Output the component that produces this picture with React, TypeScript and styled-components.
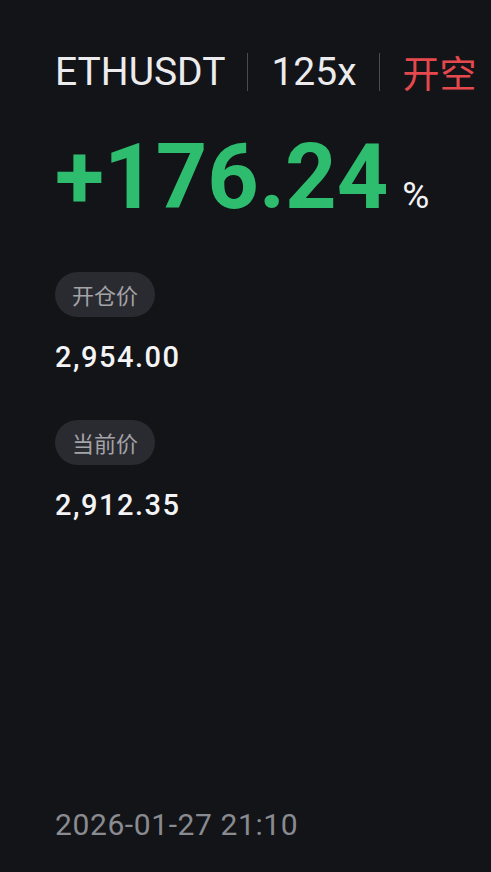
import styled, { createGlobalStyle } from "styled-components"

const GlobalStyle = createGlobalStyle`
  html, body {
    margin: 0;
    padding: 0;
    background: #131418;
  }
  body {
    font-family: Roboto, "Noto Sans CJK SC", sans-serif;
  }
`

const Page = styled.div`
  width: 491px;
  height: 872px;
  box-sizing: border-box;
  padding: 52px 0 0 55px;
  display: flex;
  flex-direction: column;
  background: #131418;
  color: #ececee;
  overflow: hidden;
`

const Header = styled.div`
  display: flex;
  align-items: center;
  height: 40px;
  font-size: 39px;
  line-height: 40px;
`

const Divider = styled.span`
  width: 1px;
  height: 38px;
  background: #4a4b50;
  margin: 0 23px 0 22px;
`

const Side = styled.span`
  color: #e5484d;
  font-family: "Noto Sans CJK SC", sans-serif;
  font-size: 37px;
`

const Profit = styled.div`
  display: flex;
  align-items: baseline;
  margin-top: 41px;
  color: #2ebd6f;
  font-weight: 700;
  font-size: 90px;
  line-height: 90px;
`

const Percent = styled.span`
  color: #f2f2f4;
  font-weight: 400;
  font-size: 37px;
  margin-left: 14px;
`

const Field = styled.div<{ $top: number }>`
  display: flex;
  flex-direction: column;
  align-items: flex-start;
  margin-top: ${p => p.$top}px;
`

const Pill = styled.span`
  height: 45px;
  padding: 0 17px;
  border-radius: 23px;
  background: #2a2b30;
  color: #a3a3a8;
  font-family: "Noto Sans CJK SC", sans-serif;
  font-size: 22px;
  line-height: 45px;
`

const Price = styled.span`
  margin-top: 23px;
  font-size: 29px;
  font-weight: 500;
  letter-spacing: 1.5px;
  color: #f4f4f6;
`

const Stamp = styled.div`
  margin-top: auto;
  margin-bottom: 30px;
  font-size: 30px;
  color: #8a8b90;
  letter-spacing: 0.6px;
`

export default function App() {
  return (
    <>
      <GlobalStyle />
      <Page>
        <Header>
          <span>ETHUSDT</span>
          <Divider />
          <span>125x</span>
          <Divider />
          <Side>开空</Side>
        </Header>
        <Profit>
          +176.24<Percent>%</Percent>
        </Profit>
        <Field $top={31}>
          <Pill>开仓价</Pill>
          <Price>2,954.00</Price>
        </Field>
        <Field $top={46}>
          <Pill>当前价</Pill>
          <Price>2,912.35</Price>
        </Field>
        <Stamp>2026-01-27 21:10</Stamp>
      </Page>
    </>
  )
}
=-=-=
_Exercise task_
Copy out each line word for word, please, skipping the images.

_Expected answer_
Output the component that produces this picture with React, TypeScript and styled-components.
import styled, { createGlobalStyle } from "styled-components"

const GlobalStyle = createGlobalStyle`
  html, body {
    margin: 0;
    padding: 0;
    background: #131418;
  }
  body {
    font-family: Roboto, "Noto Sans CJK SC", sans-serif;
  }
`

const Page = styled.div`
  width: 491px;
  height: 872px;
  box-sizing: border-box;
  padding: 52px 0 0 55px;
  display: flex;
  flex-direction: column;
  background: #131418;
  color: #ececee;
  overflow: hidden;
`

const Header = styled.div`
  display: flex;
  align-items: center;
  height: 40px;
  font-size: 39px;
  line-height: 40px;
`

const Divider = styled.span`
  width: 1px;
  height: 38px;
  background: #4a4b50;
  margin: 0 23px 0 22px;
`

const Side = styled.span`
  color: #e5484d;
  font-family: "Noto Sans CJK SC", sans-serif;
  font-size: 37px;
`

const Profit = styled.div`
  display: flex;
  align-items: baseline;
  margin-top: 41px;
  color: #2ebd6f;
  font-weight: 700;
  font-size: 90px;
  line-height: 90px;
`

const Percent = styled.span`
  color: #f2f2f4;
  font-weight: 400;
  font-size: 37px;
  margin-left: 14px;
`

const Field = styled.div<{ $top: number }>`
  display: flex;
  flex-direction: column;
  align-items: flex-start;
  margin-top: ${p => p.$top}px;
`

const Pill = styled.span`
  height: 45px;
  padding: 0 17px;
  border-radius: 23px;
  background: #2a2b30;
  color: #a3a3a8;
  font-family: "Noto Sans CJK SC", sans-serif;
  font-size: 22px;
  line-height: 45px;
`

const Price = styled.span`
  margin-top: 23px;
  font-size: 29px;
  font-weight: 500;
  letter-spacing: 1.5px;
  color: #f4f4f6;
`

const Stamp = styled.div`
  margin-top: auto;
  margin-bottom: 30px;
  font-size: 30px;
  color: #8a8b90;
  letter-spacing: 0.6px;
`

export default function App() {
  return (
    <>
      <GlobalStyle />
      <Page>
        <Header>
          <span>ETHUSDT</span>
          <Divider />
          <span>125x</span>
          <Divider />
          <Side>开空</Side>
        </Header>
        <Profit>
          +176.24<Percent>%</Percent>
        </Profit>
        <Field $top={31}>
          <Pill>开仓价</Pill>
          <Price>2,954.00</Price>
        </Field>
        <Field $top={46}>
          <Pill>当前价</Pill>
          <Price>2,912.35</Price>
        </Field>
        <Stamp>2026-01-27 21:10</Stamp>
      </Page>
    </>
  )
}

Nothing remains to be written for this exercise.